Была ещё ситуация околосмертного опыта, связанная с дыханием. Я заболел чем-то простудным, обычное дело – кашель, горло болит. Тоже это мне ещё до десяти лет было. Остались с братом дома, в гости ещё пришёл наш друг. Играли что-то, разговаривали, тихий обычный вечер. И я задыхаться стал. Не могу сделать вдох и всё. Паника в голове, и внимание бегает то направляется на то, как сделать вдох, то направляется на панику. Какая-то часть воздуха всё же поступала внутрь, потому как мне хватило оповестить брата фразой: «я умру». Сколько минут это длилось всё – я не знаю, но удивительное было то принятие неизбежного, которое пришло в первые мгновения с паникой. Я подумал что-то вроде – «ну, жаль, конечно, что меня так вот перед фактом сразу поставили, заблаговременно не предупредили, ну раз нет воздуха для меня, то берите меня наверх…». В какое-то мгновение пропал интерес (если можно назвать это интересом) к попыткам сделать вдох и стало возможно переносить эти издевательства природы над своим живым организмом. Хотя это скорее природа сама и вручила живым такую способность отвлекаться перед смертью. Примерно, как те люди, которые падают свысока, они же по пути «смотрят мультики», так как и тут природа сжалилась, и не стала оставлять человека в ясном рассудке, пока он летит несколько секунд к земле, в которую ему уже только врезаться. А возвращаясь к ситуации где я задыхался, скажу наперёд – я выжил тогда. В конце всех метаний и попыток вернуть дыхание я лёг на пол, и медленно пришёл в себя. Был тихо счастлив возможности дышать.

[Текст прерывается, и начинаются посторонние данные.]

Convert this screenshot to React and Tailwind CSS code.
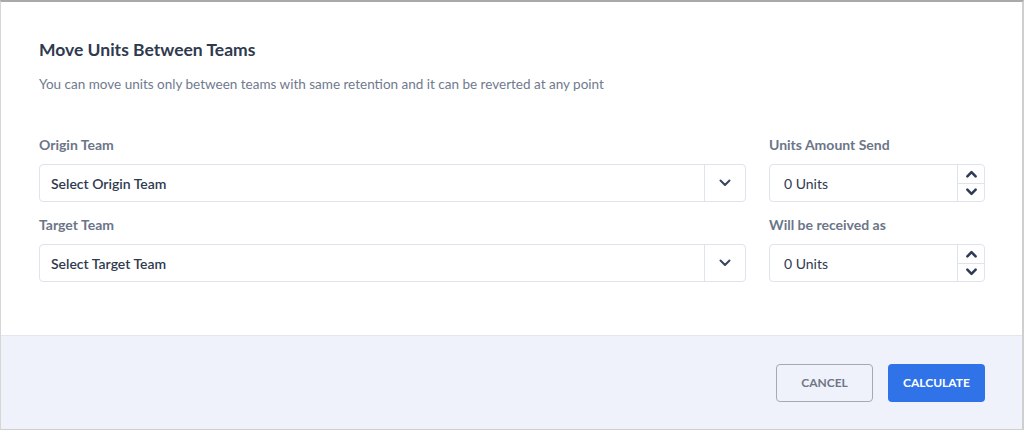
import React from 'react';

const ChevronDown = ({ className = '', strokeWidth = 2 }) => (
  <svg viewBox="0 0 12 8" className={className} fill="none" stroke="currentColor" strokeWidth={strokeWidth} strokeLinecap="round" strokeLinejoin="round">
    <path d="M1.5 1.5 6 6l4.5-4.5" />
  </svg>
);

const ChevronUp = ({ className = '', strokeWidth = 2 }) => (
  <svg viewBox="0 0 12 8" className={className} fill="none" stroke="currentColor" strokeWidth={strokeWidth} strokeLinecap="round" strokeLinejoin="round">
    <path d="M1.5 6.5 6 2l4.5 4.5" />
  </svg>
);

const SelectBox = ({ placeholder }) => (
  <div className="flex h-[38px] items-stretch rounded-[4px] border border-[#dfe3ea] bg-white">
    <div className="flex flex-1 items-center pl-[11px] text-[14px] font-semibold text-[#2f3a4f]">
      {placeholder}
    </div>
    <div className="flex w-[41px] items-center justify-center border-l border-[#dfe3ea] text-[#3b4660]">
      <ChevronDown className="h-[8px] w-[12px]" />
    </div>
  </div>
);

const UnitsInput = ({ value }) => (
  <div className="flex h-[38px] items-stretch rounded-[4px] border border-[#dfe3ea] bg-white">
    <div className="flex flex-1 items-center pl-[14px] text-[14px] text-[#2f3a4f]">
      {value}
    </div>
    <div className="flex w-[27px] flex-col border-l border-[#dfe3ea] text-[#2f3a55]">
      <div className="flex flex-1 items-center justify-center border-b border-[#dfe3ea]">
        <ChevronUp className="h-[8px] w-[11px]" strokeWidth={2.8} />
      </div>
      <div className="flex flex-1 items-center justify-center">
        <ChevronDown className="h-[8px] w-[11px]" strokeWidth={2.8} />
      </div>
    </div>
  </div>
);

const FieldLabel = ({ children }) => (
  <div className="mb-[9px] text-[14px] leading-[20px] font-bold text-[#6b7589]">{children}</div>
);

export default function App() {
  return (
    <div
      className="flex h-[430px] w-[1024px] flex-col border-t-2 border-r-2 border-b border-l border-t-[#a9a9a9] border-r-[#cfcfcf] border-b-[#cfcfcf] border-l-[#d6d6d6] bg-white"
      style={{ fontFamily: 'Lato, "Noto Sans", sans-serif' }}
    >
      <div className="flex-1 pt-[37px] pr-[37px] pl-[38px]">
        <h2 className="text-[17.5px] font-bold leading-[22px] text-[#2f3a4f]">Move Units Between Teams</h2>
        <p className="mt-[13px] text-[13.5px] leading-[20px] text-[#6f7a8e]">
          You can move units only between teams with same retention and it can be reverted at any point
        </p>

        <div className="mt-[41px] flex gap-[23px]">
          <div className="flex-1">
            <FieldLabel>Origin Team</FieldLabel>
            <SelectBox placeholder="Select Origin Team" />
            <div className="mt-[13px]">
              <FieldLabel>Target Team</FieldLabel>
              <SelectBox placeholder="Select Target Team" />
            </div>
          </div>
          <div className="w-[216px]">
            <FieldLabel>Units Amount Send</FieldLabel>
            <UnitsInput value="0 Units" />
            <div className="mt-[13px]">
              <FieldLabel>Will be received as</FieldLabel>
              <UnitsInput value="0 Units" />
            </div>
          </div>
        </div>
      </div>

      <div className="flex h-[94px] items-center justify-end gap-[15px] border-t border-[#e3e6ec] bg-[#eff2fa] px-[37px]">
        <button className="h-[38px] w-[97px] rounded-[4px] border border-[#a3a9b5] bg-transparent text-[12px] font-bold text-[#6f7686]">
          CANCEL
        </button>
        <button className="h-[38px] w-[97px] rounded-[4px] bg-[#3072e7] text-[12px] font-bold text-white">
          CALCULATE
        </button>
      </div>
    </div>
  );
}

Другая ситуация с похожими паническими эмоциями была летом, когда я с отцом и его другом поехали на рыбалку на реку Ишим. У реки есть очень крутые и высокие берега, мы не торопясь спустились по серпантину из тропинок, и стали рыбачить. И как-то поманил меня берег на него забраться немного, начало его было не таким уж крутым. И я пополз на четвереньках, перед этим определив для себя точку, где мне нужно будет остановиться, потому что там уже начинается крутой подъём. Ладно бы я шёл, но я быстро так скакал туда опустив вниз голову, пропустив намеченную точку, обнаружил себя в ужасающем положении: мне уже не спустится вниз никак, ни задом, ни передом, только падать, а наверх мне тоже не забраться потому, что я толком не вижу, что там, и уже потерял возможность оценивать насколько берег крут или пологий, чтобы по нему передвигаться тем или иным образом. Вообщем, назад уже никак, вперёд жутко страшно – вперёд – может значить усугубить и без того ужасное положение. Отца бы позвать, да его и не видно уже, да и что сказать то, я пока объяснять буду что произошло год пройдёт. Теоретически можно было бы «прилипнуть» к песку и лежать, пока меня не найдут, я же всё-таки не падал, пока был на месте и не двигался. Но находиться в этом подвешенном состоянии, на распутье, оказалось настолько болезненно для меня, что я не пробыл в нём долго, и будто «очнулся» в следующий момент, когда руки и ноги несли меня вверх, всё-таки вверх. Залез не знаю, как, всё закончилось. Рискнул и выиграл. Спустился обратно по серпантину вниз рыбачить.